Thursday, August 3, 2017

What I’m reading #145

Not a lot because I am currently editing two manuscripts at once. This is not impossible, because only one is fiction, but it is suboptimal. Also, there is a funding round in progress for one of the organisations I help assess these things for, and it is quite a task working out how much fiction is involved in some of the applications.

The Spectator announces the results of competition 3008 in which entrants “were invited to take the last line of a well-known novel and make it the first line of a short story written in the style of the author in question”. Great idea. The clever-clogs winner started: “A way a lone a last a loved a long the” and you would think that Finnegans Wake would be impossible to parody but no.

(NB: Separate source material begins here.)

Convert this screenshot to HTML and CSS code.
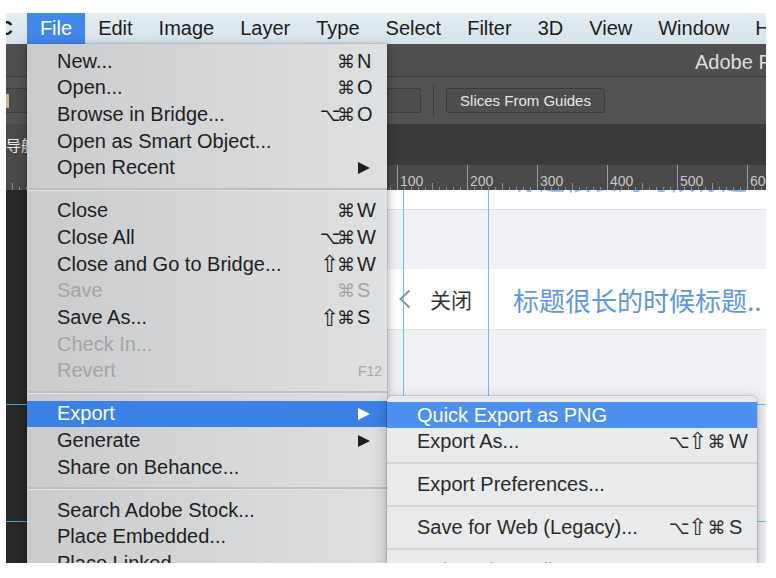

All the others are good but my favourite was this, using The Da Vinci Code as the starting point:
For a moment, he thought he heard a woman’s voice — the wisdom of the ages — whispering up from the chasms of the earth to the splendour of St Peter’s. Langdon froze. ‘The wisdom of the ages’ — surely a coded message! Suddenly, in a sudden flash of realisation, he realised it. A totally contrived anagram! ‘An anagram!’ he realised. The Wisdom of the Ages = ‘Who misfeeds the goat?!’ Of course! Now he simply needed to find the unfortunate ungulate, and guilty goatherd… before it was too late! Heidi? Esmeralda? The Lonely… Suddenly, he had it — Paddy McGinty — whose goat swallowed dynamite! A deadly coded warning in deadly earnest! And Valentine Doonican = Neel doon in Vatican! In no time he found, behind the hassocks and dyslexic Scottish translations of tourist leaflets, the sticks of dynamite. The Vatican saved… but why had the clues been so obvious?
Slightly more topically for New Zealand readers, the Economist defends an often-criticised group:
One by one, prejudices are tumbling in the West. People may harbour private suspicions that other people’s race, sex or sexuality makes them inferior—but to say so openly is utterly taboo. As most kinds of prejudiced talk become the preserve of anonymous social-media ranters, though, one old strain remains respectable. Just ask a childless person.
And Private Eye reviews (not online – they’re not silly) John McEnroe’s second autobiography But Seriously:
This is an extended shrug of a book, a pointless, wildly self-indulgent ramble that reads like the transcript to an interview with a celebrity magazine during which the interviewer wandered off for a sandwich and couldn’t face going back.

1 comment:

  1. As a person who made the conscious choice not to have children, yes, because I'm not paternal (at all).

    (And have never understood why every political creed makes me pay, via taxes, for the lifestyle choices of those who choose to have children. Why don't they have to pay for my Great Danes? We're not running out of humans; and having children isn't mandatory.)

    Disclaimer: have step children (but they're same age as me.)